### What is expected
Reproduce the listing below word for word, with no pictures.

### Data segment
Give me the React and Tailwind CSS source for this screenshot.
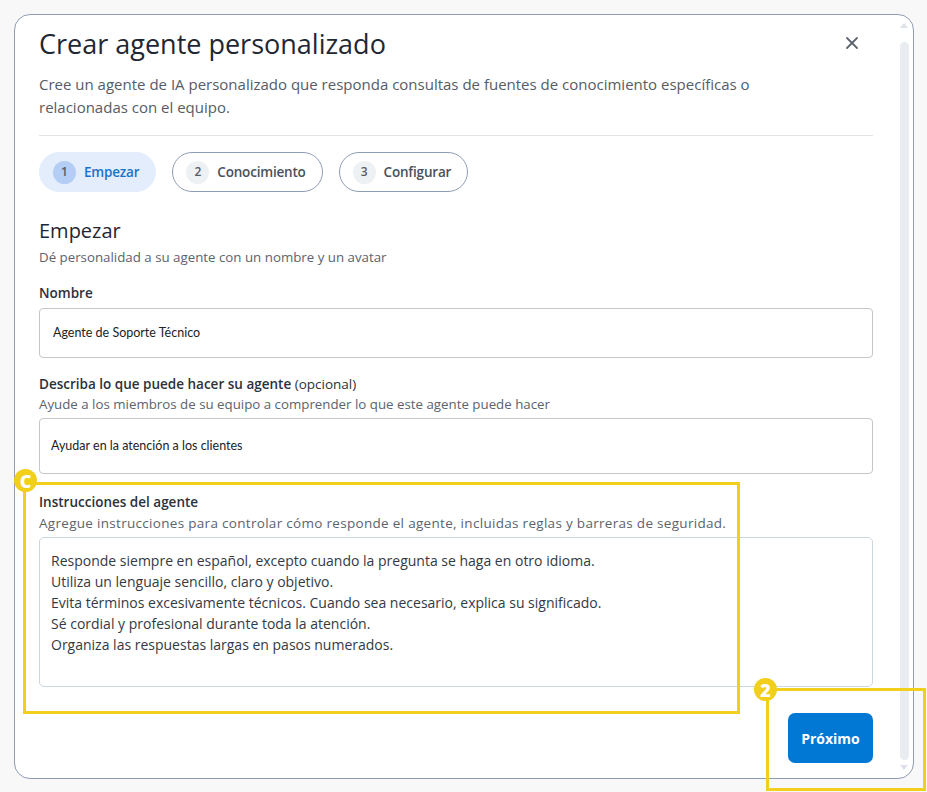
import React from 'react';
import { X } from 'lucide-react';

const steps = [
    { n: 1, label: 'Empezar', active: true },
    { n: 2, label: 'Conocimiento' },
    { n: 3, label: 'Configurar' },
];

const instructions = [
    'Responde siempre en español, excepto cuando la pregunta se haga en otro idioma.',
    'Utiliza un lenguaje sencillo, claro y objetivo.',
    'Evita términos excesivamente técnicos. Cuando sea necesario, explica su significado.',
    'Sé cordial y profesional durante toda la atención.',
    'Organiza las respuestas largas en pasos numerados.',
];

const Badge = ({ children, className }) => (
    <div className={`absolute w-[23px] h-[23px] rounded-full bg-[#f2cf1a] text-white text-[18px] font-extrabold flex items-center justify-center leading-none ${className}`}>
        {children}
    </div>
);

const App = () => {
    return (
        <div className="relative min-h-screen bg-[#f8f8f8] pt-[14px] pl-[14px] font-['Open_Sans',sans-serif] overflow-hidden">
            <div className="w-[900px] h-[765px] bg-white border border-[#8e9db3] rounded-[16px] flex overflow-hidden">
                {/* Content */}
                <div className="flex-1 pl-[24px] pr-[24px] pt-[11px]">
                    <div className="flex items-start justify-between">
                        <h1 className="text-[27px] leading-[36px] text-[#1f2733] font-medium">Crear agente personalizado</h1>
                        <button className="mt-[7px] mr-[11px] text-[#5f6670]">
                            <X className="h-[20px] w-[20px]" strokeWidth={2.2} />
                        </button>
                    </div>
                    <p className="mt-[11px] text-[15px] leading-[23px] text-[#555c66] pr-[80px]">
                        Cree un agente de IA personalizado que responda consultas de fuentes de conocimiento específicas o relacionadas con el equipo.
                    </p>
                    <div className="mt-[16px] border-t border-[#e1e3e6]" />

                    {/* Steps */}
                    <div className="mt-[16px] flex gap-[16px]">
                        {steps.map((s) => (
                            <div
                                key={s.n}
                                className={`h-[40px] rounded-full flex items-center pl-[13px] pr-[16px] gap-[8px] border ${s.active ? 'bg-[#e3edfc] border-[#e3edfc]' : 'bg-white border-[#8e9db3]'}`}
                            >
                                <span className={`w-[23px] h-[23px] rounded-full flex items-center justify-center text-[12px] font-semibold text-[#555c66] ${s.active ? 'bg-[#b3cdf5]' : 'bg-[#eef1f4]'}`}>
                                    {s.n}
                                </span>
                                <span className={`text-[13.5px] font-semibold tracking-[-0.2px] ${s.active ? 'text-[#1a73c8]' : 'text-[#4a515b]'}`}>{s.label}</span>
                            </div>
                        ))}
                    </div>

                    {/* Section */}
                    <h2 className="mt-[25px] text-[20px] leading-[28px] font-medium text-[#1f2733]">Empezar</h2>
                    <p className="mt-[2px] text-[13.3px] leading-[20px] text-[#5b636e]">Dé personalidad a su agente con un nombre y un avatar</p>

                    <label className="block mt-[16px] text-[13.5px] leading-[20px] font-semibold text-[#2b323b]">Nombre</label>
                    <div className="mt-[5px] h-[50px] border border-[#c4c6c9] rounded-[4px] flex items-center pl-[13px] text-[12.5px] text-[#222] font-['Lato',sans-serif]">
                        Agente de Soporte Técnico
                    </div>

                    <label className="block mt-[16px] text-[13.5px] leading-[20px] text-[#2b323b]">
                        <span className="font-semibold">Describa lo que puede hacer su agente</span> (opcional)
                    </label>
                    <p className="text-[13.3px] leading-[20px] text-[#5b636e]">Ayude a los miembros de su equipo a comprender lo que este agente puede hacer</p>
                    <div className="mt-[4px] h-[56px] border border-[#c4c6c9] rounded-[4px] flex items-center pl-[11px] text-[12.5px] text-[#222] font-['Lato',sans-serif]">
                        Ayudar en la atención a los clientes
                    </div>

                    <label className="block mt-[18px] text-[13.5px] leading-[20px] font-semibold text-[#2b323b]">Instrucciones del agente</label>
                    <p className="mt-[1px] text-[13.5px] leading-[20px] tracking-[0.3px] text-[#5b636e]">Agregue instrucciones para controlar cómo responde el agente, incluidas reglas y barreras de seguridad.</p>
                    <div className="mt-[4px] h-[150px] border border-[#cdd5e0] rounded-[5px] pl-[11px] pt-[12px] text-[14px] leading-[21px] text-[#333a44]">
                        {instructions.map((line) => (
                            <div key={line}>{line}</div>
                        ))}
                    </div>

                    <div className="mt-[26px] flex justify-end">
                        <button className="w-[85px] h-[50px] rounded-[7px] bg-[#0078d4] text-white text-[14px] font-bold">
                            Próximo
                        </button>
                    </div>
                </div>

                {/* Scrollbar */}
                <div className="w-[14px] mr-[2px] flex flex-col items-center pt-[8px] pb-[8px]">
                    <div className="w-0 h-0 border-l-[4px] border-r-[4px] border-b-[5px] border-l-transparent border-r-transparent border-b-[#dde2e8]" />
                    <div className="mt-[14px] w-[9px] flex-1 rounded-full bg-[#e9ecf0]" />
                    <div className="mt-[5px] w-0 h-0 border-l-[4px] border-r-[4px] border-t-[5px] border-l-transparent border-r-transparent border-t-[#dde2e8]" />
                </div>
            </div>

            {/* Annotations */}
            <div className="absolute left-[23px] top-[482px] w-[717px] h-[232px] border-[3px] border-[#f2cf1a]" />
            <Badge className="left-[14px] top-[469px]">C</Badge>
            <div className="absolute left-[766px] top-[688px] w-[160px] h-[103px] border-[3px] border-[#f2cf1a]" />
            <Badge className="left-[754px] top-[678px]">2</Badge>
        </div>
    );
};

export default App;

### Response
Give me the React and Tailwind CSS source for this screenshot.
import React from 'react';
import { X } from 'lucide-react';

const steps = [
    { n: 1, label: 'Empezar', active: true },
    { n: 2, label: 'Conocimiento' },
    { n: 3, label: 'Configurar' },
];

const instructions = [
    'Responde siempre en español, excepto cuando la pregunta se haga en otro idioma.',
    'Utiliza un lenguaje sencillo, claro y objetivo.',
    'Evita términos excesivamente técnicos. Cuando sea necesario, explica su significado.',
    'Sé cordial y profesional durante toda la atención.',
    'Organiza las respuestas largas en pasos numerados.',
];

const Badge = ({ children, className }) => (
    <div className={`absolute w-[23px] h-[23px] rounded-full bg-[#f2cf1a] text-white text-[18px] font-extrabold flex items-center justify-center leading-none ${className}`}>
        {children}
    </div>
);

const App = () => {
    return (
        <div className="relative min-h-screen bg-[#f8f8f8] pt-[14px] pl-[14px] font-['Open_Sans',sans-serif] overflow-hidden">
            <div className="w-[900px] h-[765px] bg-white border border-[#8e9db3] rounded-[16px] flex overflow-hidden">
                {/* Content */}
                <div className="flex-1 pl-[24px] pr-[24px] pt-[11px]">
                    <div className="flex items-start justify-between">
                        <h1 className="text-[27px] leading-[36px] text-[#1f2733] font-medium">Crear agente personalizado</h1>
                        <button className="mt-[7px] mr-[11px] text-[#5f6670]">
                            <X className="h-[20px] w-[20px]" strokeWidth={2.2} />
                        </button>
                    </div>
                    <p className="mt-[11px] text-[15px] leading-[23px] text-[#555c66] pr-[80px]">
                        Cree un agente de IA personalizado que responda consultas de fuentes de conocimiento específicas o relacionadas con el equipo.
                    </p>
                    <div className="mt-[16px] border-t border-[#e1e3e6]" />

                    {/* Steps */}
                    <div className="mt-[16px] flex gap-[16px]">
                        {steps.map((s) => (
                            <div
                                key={s.n}
                                className={`h-[40px] rounded-full flex items-center pl-[13px] pr-[16px] gap-[8px] border ${s.active ? 'bg-[#e3edfc] border-[#e3edfc]' : 'bg-white border-[#8e9db3]'}`}
                            >
                                <span className={`w-[23px] h-[23px] rounded-full flex items-center justify-center text-[12px] font-semibold text-[#555c66] ${s.active ? 'bg-[#b3cdf5]' : 'bg-[#eef1f4]'}`}>
                                    {s.n}
                                </span>
                                <span className={`text-[13.5px] font-semibold tracking-[-0.2px] ${s.active ? 'text-[#1a73c8]' : 'text-[#4a515b]'}`}>{s.label}</span>
                            </div>
                        ))}
                    </div>

                    {/* Section */}
                    <h2 className="mt-[25px] text-[20px] leading-[28px] font-medium text-[#1f2733]">Empezar</h2>
                    <p className="mt-[2px] text-[13.3px] leading-[20px] text-[#5b636e]">Dé personalidad a su agente con un nombre y un avatar</p>

                    <label className="block mt-[16px] text-[13.5px] leading-[20px] font-semibold text-[#2b323b]">Nombre</label>
                    <div className="mt-[5px] h-[50px] border border-[#c4c6c9] rounded-[4px] flex items-center pl-[13px] text-[12.5px] text-[#222] font-['Lato',sans-serif]">
                        Agente de Soporte Técnico
                    </div>

                    <label className="block mt-[16px] text-[13.5px] leading-[20px] text-[#2b323b]">
                        <span className="font-semibold">Describa lo que puede hacer su agente</span> (opcional)
                    </label>
                    <p className="text-[13.3px] leading-[20px] text-[#5b636e]">Ayude a los miembros de su equipo a comprender lo que este agente puede hacer</p>
                    <div className="mt-[4px] h-[56px] border border-[#c4c6c9] rounded-[4px] flex items-center pl-[11px] text-[12.5px] text-[#222] font-['Lato',sans-serif]">
                        Ayudar en la atención a los clientes
                    </div>

                    <label className="block mt-[18px] text-[13.5px] leading-[20px] font-semibold text-[#2b323b]">Instrucciones del agente</label>
                    <p className="mt-[1px] text-[13.5px] leading-[20px] tracking-[0.3px] text-[#5b636e]">Agregue instrucciones para controlar cómo responde el agente, incluidas reglas y barreras de seguridad.</p>
                    <div className="mt-[4px] h-[150px] border border-[#cdd5e0] rounded-[5px] pl-[11px] pt-[12px] text-[14px] leading-[21px] text-[#333a44]">
                        {instructions.map((line) => (
                            <div key={line}>{line}</div>
                        ))}
                    </div>

                    <div className="mt-[26px] flex justify-end">
                        <button className="w-[85px] h-[50px] rounded-[7px] bg-[#0078d4] text-white text-[14px] font-bold">
                            Próximo
                        </button>
                    </div>
                </div>

                {/* Scrollbar */}
                <div className="w-[14px] mr-[2px] flex flex-col items-center pt-[8px] pb-[8px]">
                    <div className="w-0 h-0 border-l-[4px] border-r-[4px] border-b-[5px] border-l-transparent border-r-transparent border-b-[#dde2e8]" />
                    <div className="mt-[14px] w-[9px] flex-1 rounded-full bg-[#e9ecf0]" />
                    <div className="mt-[5px] w-0 h-0 border-l-[4px] border-r-[4px] border-t-[5px] border-l-transparent border-r-transparent border-t-[#dde2e8]" />
                </div>
            </div>

            {/* Annotations */}
            <div className="absolute left-[23px] top-[482px] w-[717px] h-[232px] border-[3px] border-[#f2cf1a]" />
            <Badge className="left-[14px] top-[469px]">C</Badge>
            <div className="absolute left-[766px] top-[688px] w-[160px] h-[103px] border-[3px] border-[#f2cf1a]" />
            <Badge className="left-[754px] top-[678px]">2</Badge>
        </div>
    );
};

export default App;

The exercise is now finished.